Code that builds pages:
^^^^^^^^^^^^^^^^

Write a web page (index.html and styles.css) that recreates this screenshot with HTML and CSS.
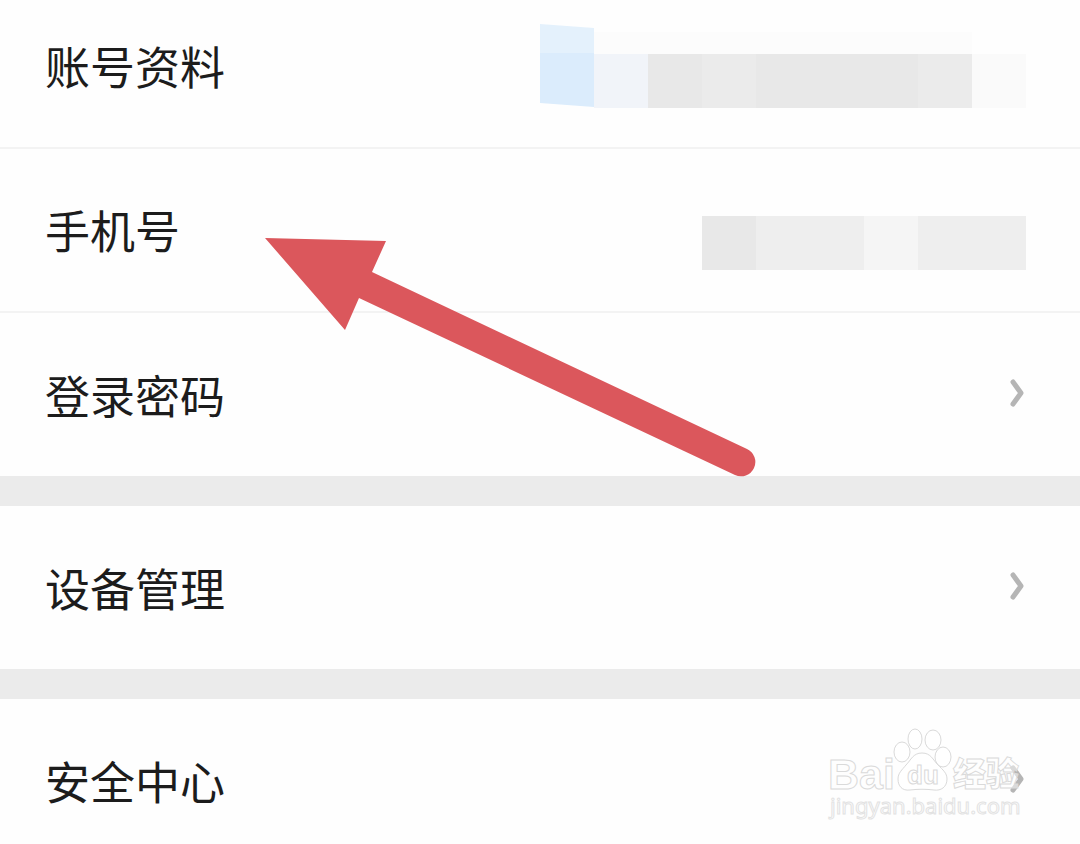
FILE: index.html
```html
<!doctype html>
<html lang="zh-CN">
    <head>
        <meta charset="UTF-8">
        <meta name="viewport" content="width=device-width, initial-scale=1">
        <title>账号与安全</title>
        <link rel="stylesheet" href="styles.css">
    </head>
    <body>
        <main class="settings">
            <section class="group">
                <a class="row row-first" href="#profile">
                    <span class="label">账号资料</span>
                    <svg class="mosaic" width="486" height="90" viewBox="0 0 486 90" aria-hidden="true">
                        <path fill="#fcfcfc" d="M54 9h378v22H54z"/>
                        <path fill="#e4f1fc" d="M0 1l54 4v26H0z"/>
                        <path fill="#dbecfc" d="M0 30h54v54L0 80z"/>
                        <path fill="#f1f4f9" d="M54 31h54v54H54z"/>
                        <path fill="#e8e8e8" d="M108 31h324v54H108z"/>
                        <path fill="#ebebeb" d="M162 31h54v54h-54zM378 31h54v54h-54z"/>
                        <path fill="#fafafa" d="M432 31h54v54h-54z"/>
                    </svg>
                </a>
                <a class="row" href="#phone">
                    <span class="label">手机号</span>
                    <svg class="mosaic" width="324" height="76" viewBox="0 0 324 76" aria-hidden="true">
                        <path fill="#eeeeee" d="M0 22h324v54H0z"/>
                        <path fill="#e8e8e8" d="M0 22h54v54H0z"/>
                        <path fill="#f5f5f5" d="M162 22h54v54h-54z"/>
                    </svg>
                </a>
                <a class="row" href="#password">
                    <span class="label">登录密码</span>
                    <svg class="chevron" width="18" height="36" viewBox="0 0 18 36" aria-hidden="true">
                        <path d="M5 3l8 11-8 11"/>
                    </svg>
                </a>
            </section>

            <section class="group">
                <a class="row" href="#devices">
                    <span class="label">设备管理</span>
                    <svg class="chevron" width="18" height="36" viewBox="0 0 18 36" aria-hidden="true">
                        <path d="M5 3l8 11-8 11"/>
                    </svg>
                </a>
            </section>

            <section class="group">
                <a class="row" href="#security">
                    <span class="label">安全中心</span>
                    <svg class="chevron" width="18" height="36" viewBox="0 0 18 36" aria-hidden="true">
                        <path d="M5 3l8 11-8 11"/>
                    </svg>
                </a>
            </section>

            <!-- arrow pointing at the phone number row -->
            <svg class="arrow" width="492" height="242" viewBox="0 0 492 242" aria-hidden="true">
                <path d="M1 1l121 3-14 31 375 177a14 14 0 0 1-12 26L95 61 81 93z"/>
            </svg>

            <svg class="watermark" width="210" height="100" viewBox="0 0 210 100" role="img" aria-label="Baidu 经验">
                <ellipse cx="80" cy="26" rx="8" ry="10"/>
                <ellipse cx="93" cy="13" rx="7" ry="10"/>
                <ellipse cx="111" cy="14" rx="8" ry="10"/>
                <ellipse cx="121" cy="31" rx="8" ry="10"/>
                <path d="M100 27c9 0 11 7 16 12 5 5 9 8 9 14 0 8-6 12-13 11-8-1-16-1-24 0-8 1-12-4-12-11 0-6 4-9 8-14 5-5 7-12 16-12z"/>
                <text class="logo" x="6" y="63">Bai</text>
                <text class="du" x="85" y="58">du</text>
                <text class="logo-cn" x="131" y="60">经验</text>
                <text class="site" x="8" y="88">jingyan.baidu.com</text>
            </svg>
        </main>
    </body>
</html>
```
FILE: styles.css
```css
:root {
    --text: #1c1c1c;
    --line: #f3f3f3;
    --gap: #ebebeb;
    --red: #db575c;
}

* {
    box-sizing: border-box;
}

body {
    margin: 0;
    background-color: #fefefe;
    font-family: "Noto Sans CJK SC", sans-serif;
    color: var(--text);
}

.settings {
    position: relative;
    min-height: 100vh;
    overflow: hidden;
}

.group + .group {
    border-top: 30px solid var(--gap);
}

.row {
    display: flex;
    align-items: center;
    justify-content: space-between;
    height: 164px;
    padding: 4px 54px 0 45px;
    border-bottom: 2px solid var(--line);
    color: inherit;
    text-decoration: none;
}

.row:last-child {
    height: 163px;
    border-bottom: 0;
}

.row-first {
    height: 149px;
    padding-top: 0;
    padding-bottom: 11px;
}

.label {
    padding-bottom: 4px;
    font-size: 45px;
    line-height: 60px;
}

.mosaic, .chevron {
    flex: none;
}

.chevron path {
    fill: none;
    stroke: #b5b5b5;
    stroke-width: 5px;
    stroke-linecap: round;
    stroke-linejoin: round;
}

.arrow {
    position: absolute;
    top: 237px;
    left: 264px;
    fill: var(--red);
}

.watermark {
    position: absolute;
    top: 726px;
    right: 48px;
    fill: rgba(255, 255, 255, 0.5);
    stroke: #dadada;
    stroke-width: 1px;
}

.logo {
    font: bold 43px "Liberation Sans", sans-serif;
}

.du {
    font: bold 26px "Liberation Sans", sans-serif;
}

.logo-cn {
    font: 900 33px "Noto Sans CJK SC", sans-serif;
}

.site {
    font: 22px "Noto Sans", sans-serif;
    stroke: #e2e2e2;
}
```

^^^^^^^^^^^^^^^^

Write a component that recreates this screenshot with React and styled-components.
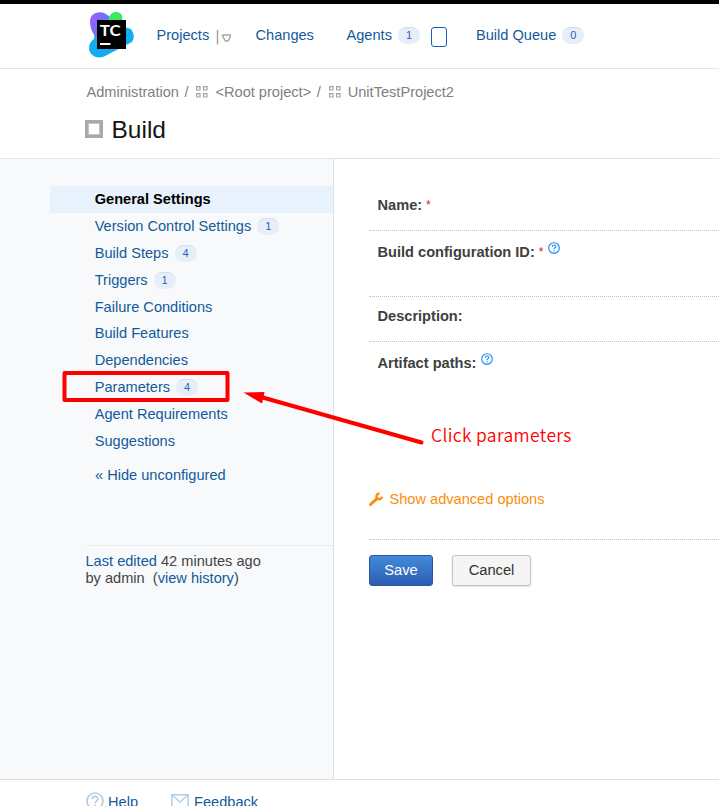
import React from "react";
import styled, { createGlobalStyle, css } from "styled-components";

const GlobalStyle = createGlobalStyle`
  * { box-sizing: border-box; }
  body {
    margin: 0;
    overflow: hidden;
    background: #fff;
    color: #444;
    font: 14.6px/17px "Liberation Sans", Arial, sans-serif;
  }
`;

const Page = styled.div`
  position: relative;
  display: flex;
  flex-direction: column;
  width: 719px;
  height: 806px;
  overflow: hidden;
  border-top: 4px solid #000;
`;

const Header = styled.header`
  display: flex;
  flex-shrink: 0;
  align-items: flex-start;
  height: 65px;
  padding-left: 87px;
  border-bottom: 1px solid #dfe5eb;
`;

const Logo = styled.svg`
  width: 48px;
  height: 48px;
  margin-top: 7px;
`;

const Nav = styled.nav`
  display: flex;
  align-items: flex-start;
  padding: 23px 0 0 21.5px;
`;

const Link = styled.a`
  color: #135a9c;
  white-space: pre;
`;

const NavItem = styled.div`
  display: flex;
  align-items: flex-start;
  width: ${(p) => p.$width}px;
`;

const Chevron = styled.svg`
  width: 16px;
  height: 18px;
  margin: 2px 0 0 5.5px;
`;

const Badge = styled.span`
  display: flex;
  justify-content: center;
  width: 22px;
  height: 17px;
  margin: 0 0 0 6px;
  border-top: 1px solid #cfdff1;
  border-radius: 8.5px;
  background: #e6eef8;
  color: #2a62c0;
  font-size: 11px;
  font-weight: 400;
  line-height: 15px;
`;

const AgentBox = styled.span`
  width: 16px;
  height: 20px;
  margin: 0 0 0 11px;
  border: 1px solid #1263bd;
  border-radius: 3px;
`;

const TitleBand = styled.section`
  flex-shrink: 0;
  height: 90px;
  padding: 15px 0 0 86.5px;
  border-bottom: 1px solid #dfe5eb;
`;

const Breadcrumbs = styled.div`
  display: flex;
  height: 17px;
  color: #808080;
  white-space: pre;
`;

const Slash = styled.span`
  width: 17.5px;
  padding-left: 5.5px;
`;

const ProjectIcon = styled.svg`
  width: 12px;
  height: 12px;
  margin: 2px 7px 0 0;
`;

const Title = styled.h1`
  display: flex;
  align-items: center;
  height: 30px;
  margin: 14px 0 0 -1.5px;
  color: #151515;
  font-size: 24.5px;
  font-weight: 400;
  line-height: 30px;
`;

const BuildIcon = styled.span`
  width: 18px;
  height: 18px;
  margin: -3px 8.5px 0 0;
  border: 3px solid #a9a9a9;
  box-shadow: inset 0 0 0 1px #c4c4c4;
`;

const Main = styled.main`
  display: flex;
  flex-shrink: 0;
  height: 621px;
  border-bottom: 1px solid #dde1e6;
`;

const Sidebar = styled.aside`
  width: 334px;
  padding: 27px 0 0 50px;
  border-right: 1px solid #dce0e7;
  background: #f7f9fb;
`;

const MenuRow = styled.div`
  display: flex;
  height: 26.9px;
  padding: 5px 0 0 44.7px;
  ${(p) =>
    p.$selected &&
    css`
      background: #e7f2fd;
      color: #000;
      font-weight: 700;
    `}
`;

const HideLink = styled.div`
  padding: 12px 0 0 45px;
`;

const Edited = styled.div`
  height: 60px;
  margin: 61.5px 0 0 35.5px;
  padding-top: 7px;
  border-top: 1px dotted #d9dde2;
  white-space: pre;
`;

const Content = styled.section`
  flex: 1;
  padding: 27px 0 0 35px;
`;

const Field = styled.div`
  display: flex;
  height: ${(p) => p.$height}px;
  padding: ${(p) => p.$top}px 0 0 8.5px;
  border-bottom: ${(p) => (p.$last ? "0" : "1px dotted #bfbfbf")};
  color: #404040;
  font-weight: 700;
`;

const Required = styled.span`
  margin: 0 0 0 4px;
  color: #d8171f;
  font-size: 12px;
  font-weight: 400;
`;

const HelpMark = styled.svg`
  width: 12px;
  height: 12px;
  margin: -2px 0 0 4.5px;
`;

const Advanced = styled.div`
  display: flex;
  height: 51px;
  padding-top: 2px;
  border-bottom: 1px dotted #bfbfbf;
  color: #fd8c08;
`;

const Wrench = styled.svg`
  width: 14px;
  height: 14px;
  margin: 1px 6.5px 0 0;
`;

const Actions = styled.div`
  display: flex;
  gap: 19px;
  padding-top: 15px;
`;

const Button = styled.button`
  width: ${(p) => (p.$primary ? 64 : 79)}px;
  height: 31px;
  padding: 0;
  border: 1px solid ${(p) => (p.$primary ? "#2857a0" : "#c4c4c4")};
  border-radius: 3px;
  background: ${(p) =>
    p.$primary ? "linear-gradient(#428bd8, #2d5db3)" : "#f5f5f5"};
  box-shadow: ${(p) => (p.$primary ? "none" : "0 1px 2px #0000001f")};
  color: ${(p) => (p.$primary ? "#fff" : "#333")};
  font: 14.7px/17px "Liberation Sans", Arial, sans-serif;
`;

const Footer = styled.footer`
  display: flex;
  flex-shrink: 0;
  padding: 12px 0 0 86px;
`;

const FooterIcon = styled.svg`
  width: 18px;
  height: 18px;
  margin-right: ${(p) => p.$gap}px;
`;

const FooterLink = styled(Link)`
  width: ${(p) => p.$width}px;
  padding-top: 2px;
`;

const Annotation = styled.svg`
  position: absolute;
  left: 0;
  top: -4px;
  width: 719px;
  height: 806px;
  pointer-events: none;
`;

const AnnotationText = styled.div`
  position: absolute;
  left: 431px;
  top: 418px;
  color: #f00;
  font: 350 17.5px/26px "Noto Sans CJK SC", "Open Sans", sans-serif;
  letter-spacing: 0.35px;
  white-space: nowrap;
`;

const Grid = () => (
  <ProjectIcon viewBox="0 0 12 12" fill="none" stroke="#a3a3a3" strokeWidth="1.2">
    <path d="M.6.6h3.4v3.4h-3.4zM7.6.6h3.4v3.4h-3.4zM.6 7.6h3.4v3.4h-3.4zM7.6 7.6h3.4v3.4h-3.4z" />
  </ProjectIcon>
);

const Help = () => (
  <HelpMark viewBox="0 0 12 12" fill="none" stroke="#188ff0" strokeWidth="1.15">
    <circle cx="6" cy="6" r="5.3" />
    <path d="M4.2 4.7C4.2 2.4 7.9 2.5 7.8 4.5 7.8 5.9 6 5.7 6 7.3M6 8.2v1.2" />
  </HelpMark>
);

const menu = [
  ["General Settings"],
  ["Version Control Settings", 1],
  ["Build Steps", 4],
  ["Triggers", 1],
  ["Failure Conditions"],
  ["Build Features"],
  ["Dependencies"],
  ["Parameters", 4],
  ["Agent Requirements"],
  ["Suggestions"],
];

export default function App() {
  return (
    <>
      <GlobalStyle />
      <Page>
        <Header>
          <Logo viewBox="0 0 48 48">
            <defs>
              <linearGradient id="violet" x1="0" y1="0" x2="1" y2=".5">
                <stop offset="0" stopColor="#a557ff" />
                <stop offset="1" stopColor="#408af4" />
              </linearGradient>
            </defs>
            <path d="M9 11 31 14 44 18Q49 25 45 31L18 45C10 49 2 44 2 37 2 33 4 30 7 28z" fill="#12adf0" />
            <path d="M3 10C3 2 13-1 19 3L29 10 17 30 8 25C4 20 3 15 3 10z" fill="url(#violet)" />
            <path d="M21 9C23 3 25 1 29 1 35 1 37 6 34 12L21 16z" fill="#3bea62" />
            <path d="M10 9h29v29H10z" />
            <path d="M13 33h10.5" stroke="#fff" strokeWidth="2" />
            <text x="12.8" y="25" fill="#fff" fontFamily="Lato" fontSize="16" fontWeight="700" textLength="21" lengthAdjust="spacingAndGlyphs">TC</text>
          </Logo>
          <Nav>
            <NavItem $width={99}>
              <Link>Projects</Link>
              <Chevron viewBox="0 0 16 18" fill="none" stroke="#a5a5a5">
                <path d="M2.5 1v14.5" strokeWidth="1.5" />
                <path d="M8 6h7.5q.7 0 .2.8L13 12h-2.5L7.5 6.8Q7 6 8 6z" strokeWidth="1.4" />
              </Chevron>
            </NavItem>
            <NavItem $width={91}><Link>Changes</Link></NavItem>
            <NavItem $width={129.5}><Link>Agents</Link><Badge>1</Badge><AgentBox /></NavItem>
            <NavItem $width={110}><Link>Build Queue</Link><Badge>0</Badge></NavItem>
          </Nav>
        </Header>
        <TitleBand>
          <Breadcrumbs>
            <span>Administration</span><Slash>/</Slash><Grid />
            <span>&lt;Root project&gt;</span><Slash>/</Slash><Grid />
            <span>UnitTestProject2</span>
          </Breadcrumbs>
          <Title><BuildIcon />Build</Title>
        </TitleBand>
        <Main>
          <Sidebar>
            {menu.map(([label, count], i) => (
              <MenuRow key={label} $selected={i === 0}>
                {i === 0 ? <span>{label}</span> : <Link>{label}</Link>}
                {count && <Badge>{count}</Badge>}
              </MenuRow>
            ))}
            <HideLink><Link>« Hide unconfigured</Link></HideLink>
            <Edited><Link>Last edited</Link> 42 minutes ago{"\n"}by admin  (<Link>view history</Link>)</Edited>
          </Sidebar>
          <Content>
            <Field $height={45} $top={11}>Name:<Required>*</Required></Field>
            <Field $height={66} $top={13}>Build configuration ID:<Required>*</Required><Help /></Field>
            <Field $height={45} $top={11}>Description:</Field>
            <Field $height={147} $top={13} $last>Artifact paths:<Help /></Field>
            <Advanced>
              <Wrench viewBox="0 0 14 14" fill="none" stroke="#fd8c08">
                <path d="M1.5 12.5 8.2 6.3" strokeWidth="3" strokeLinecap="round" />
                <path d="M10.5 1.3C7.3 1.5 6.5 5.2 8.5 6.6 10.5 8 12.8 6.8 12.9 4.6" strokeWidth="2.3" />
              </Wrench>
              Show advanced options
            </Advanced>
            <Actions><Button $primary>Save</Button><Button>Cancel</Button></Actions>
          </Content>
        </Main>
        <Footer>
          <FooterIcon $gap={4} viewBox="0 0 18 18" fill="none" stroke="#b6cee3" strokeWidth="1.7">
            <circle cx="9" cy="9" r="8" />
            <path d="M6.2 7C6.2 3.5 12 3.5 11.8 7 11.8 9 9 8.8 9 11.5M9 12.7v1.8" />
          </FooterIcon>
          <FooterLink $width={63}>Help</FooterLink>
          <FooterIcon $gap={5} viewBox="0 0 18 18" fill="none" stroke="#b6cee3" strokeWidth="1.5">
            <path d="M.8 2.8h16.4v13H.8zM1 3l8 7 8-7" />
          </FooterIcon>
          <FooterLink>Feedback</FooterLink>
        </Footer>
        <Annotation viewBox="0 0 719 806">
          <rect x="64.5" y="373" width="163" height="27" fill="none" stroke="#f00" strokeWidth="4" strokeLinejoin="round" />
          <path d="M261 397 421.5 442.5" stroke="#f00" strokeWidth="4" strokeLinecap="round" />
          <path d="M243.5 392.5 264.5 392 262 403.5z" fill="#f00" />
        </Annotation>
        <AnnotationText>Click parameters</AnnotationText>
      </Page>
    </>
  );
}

^^^^^^^^^^^^^^^^

**WHAT YOU NEED TO DO:** Search the records for the word "index". Copy every line that has it.

**EXERCISE OUTPUT:**
Write a web page (index.html and styles.css) that recreates this screenshot with HTML and CSS.
FILE: index.html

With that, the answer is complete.